The word binaural is used to describe a technique of putting 2 mikes in a position that approximates human ears, though I personally use a wider range of mike placements, and often place them farther apart and pointing in more unusual directions. "Recreate the sound of the orchestra in your living room!" the ads used to say. And they were right. Problem is, almost nobody records with just a pair of mikes any more. The classical music engineers used to use two mikes, then they went to multitracking and mixing and after trying it all, a lot of them are back to using two or three well-placed mikes. If your goal is to reproduce on tape the sound of something in real life, you can do an incredible job of it with two mikes and a digital recorder. I have done a good amount of experimenting with the 3-mike, so called Telarc technique which uses one omni mike and two directional mikes, and I find that for recording one or two people, it sounds much sharper and clearer to use a pair of mikes only. Perhaps when recording a bigger sound like a chamber orchestra the 3-mike method is better.

With two mikes in an X-pattern, you get a very 3-dimensional sound when you listen in a proper stereo setting. If you are a singer and you move around ever so slightly while you sing into an X pattern miking configuration, the small motions you make will translate into much larger motions in a living room stereo setting, and your voice will move around the room rather than be locked in absolutely the same place in the stereo spectrum by the panning pot on the mixer.

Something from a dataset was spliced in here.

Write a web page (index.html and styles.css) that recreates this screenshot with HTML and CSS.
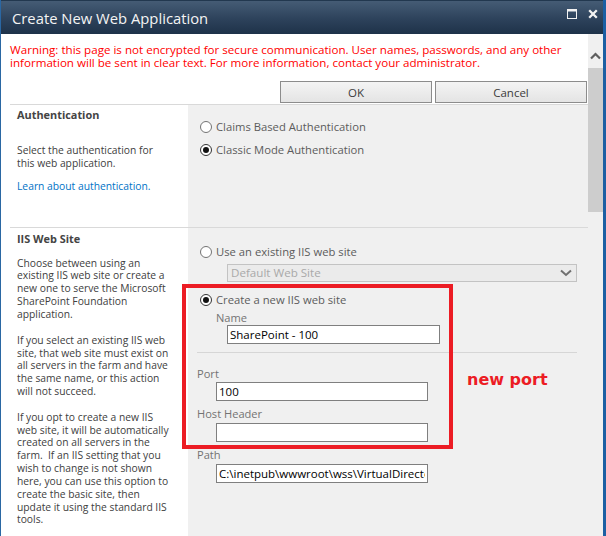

I think that the musicians of the world have gone totally overboard with overdubbing and multitracking and splicing, and that the world could use more recordings that represented something real that actually happened. To me the act of playing guitar for people is a perfect act, and all I want from musical technology is to interfere with it as little as possible. With two mikes, chosen and placed by me and two speakers chosen and placed by the listener, there is a minimum of noise in the channel between player and listener.

I am going to continue to experiment with recording larger groups of musicians without multi-tracking, and also to pursue the holy grail of on-location recording, which is natural reverb. There is no question that music sounds better in certain acoustical settings, and there may be some way to capture that in a recording.